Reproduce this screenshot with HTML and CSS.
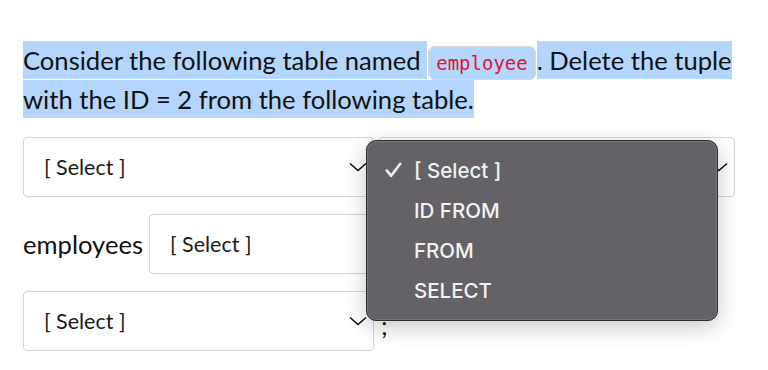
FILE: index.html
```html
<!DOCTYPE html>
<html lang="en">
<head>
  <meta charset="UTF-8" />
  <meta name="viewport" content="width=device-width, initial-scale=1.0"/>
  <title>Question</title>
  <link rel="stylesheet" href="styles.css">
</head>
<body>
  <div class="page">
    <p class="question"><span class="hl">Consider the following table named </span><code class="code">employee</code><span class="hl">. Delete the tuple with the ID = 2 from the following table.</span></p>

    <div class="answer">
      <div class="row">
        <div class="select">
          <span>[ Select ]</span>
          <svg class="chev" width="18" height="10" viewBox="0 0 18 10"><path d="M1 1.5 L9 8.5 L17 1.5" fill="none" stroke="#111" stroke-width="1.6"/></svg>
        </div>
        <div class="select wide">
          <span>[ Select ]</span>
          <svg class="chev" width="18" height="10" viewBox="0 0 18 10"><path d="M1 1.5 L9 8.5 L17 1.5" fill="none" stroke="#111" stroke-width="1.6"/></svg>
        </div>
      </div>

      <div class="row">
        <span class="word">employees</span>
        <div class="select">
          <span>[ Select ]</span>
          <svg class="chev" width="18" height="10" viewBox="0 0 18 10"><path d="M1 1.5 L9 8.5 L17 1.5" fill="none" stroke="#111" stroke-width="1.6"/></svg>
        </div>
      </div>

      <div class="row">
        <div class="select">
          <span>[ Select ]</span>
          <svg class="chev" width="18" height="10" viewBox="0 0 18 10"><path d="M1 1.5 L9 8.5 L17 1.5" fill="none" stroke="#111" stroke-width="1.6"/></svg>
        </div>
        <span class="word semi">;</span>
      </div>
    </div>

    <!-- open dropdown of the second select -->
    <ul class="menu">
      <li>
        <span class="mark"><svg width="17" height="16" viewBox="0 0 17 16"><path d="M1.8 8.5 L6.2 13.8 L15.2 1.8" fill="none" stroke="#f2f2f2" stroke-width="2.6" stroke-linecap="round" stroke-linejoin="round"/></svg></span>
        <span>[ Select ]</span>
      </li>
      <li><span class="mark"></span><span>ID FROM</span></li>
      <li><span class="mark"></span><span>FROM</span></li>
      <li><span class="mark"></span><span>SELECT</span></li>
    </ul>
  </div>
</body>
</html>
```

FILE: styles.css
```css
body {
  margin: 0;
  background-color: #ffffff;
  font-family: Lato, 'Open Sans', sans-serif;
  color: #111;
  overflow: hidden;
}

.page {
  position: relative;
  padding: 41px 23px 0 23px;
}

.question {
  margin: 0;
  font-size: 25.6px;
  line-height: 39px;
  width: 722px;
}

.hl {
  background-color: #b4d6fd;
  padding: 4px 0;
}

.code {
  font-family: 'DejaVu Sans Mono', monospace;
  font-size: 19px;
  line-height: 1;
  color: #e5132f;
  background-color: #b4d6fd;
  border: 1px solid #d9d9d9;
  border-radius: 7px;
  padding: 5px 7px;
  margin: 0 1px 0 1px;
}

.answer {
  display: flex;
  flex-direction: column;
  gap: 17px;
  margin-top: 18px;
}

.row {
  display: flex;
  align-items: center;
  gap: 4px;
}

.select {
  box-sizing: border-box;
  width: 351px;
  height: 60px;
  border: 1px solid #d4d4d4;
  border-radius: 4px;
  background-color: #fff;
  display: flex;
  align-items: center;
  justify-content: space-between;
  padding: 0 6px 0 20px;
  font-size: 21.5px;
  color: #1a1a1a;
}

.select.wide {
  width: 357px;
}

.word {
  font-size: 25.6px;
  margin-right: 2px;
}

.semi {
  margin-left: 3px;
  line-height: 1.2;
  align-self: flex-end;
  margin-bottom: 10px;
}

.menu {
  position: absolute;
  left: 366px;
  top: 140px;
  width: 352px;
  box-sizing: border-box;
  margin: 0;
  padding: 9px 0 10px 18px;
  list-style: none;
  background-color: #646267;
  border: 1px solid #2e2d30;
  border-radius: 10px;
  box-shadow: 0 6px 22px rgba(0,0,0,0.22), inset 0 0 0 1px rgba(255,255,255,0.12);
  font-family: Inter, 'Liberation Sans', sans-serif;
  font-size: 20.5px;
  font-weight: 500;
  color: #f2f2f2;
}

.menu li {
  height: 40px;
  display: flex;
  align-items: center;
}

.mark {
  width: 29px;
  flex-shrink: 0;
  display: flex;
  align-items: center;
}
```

**EXERCISE GOAL**
Repeat the material above in full and exactly, apart from the pictures.

**RESPONSE TO THIS TASK**
Reproduce this screenshot with HTML and CSS.
FILE: index.html
```html
<!DOCTYPE html>
<html lang="en">
<head>
  <meta charset="UTF-8" />
  <meta name="viewport" content="width=device-width, initial-scale=1.0"/>
  <title>Question</title>
  <link rel="stylesheet" href="styles.css">
</head>
<body>
  <div class="page">
    <p class="question"><span class="hl">Consider the following table named </span><code class="code">employee</code><span class="hl">. Delete the tuple with the ID = 2 from the following table.</span></p>

    <div class="answer">
      <div class="row">
        <div class="select">
          <span>[ Select ]</span>
          <svg class="chev" width="18" height="10" viewBox="0 0 18 10"><path d="M1 1.5 L9 8.5 L17 1.5" fill="none" stroke="#111" stroke-width="1.6"/></svg>
        </div>
        <div class="select wide">
          <span>[ Select ]</span>
          <svg class="chev" width="18" height="10" viewBox="0 0 18 10"><path d="M1 1.5 L9 8.5 L17 1.5" fill="none" stroke="#111" stroke-width="1.6"/></svg>
        </div>
      </div>

      <div class="row">
        <span class="word">employees</span>
        <div class="select">
          <span>[ Select ]</span>
          <svg class="chev" width="18" height="10" viewBox="0 0 18 10"><path d="M1 1.5 L9 8.5 L17 1.5" fill="none" stroke="#111" stroke-width="1.6"/></svg>
        </div>
      </div>

      <div class="row">
        <div class="select">
          <span>[ Select ]</span>
          <svg class="chev" width="18" height="10" viewBox="0 0 18 10"><path d="M1 1.5 L9 8.5 L17 1.5" fill="none" stroke="#111" stroke-width="1.6"/></svg>
        </div>
        <span class="word semi">;</span>
      </div>
    </div>

    <!-- open dropdown of the second select -->
    <ul class="menu">
      <li>
        <span class="mark"><svg width="17" height="16" viewBox="0 0 17 16"><path d="M1.8 8.5 L6.2 13.8 L15.2 1.8" fill="none" stroke="#f2f2f2" stroke-width="2.6" stroke-linecap="round" stroke-linejoin="round"/></svg></span>
        <span>[ Select ]</span>
      </li>
      <li><span class="mark"></span><span>ID FROM</span></li>
      <li><span class="mark"></span><span>FROM</span></li>
      <li><span class="mark"></span><span>SELECT</span></li>
    </ul>
  </div>
</body>
</html>
```

FILE: styles.css
```css
body {
  margin: 0;
  background-color: #ffffff;
  font-family: Lato, 'Open Sans', sans-serif;
  color: #111;
  overflow: hidden;
}

.page {
  position: relative;
  padding: 41px 23px 0 23px;
}

.question {
  margin: 0;
  font-size: 25.6px;
  line-height: 39px;
  width: 722px;
}

.hl {
  background-color: #b4d6fd;
  padding: 4px 0;
}

.code {
  font-family: 'DejaVu Sans Mono', monospace;
  font-size: 19px;
  line-height: 1;
  color: #e5132f;
  background-color: #b4d6fd;
  border: 1px solid #d9d9d9;
  border-radius: 7px;
  padding: 5px 7px;
  margin: 0 1px 0 1px;
}

.answer {
  display: flex;
  flex-direction: column;
  gap: 17px;
  margin-top: 18px;
}

.row {
  display: flex;
  align-items: center;
  gap: 4px;
}

.select {
  box-sizing: border-box;
  width: 351px;
  height: 60px;
  border: 1px solid #d4d4d4;
  border-radius: 4px;
  background-color: #fff;
  display: flex;
  align-items: center;
  justify-content: space-between;
  padding: 0 6px 0 20px;
  font-size: 21.5px;
  color: #1a1a1a;
}

.select.wide {
  width: 357px;
}

.word {
  font-size: 25.6px;
  margin-right: 2px;
}

.semi {
  margin-left: 3px;
  line-height: 1.2;
  align-self: flex-end;
  margin-bottom: 10px;
}

.menu {
  position: absolute;
  left: 366px;
  top: 140px;
  width: 352px;
  box-sizing: border-box;
  margin: 0;
  padding: 9px 0 10px 18px;
  list-style: none;
  background-color: #646267;
  border: 1px solid #2e2d30;
  border-radius: 10px;
  box-shadow: 0 6px 22px rgba(0,0,0,0.22), inset 0 0 0 1px rgba(255,255,255,0.12);
  font-family: Inter, 'Liberation Sans', sans-serif;
  font-size: 20.5px;
  font-weight: 500;
  color: #f2f2f2;
}

.menu li {
  height: 40px;
  display: flex;
  align-items: center;
}

.mark {
  width: 29px;
  flex-shrink: 0;
  display: flex;
  align-items: center;
}
```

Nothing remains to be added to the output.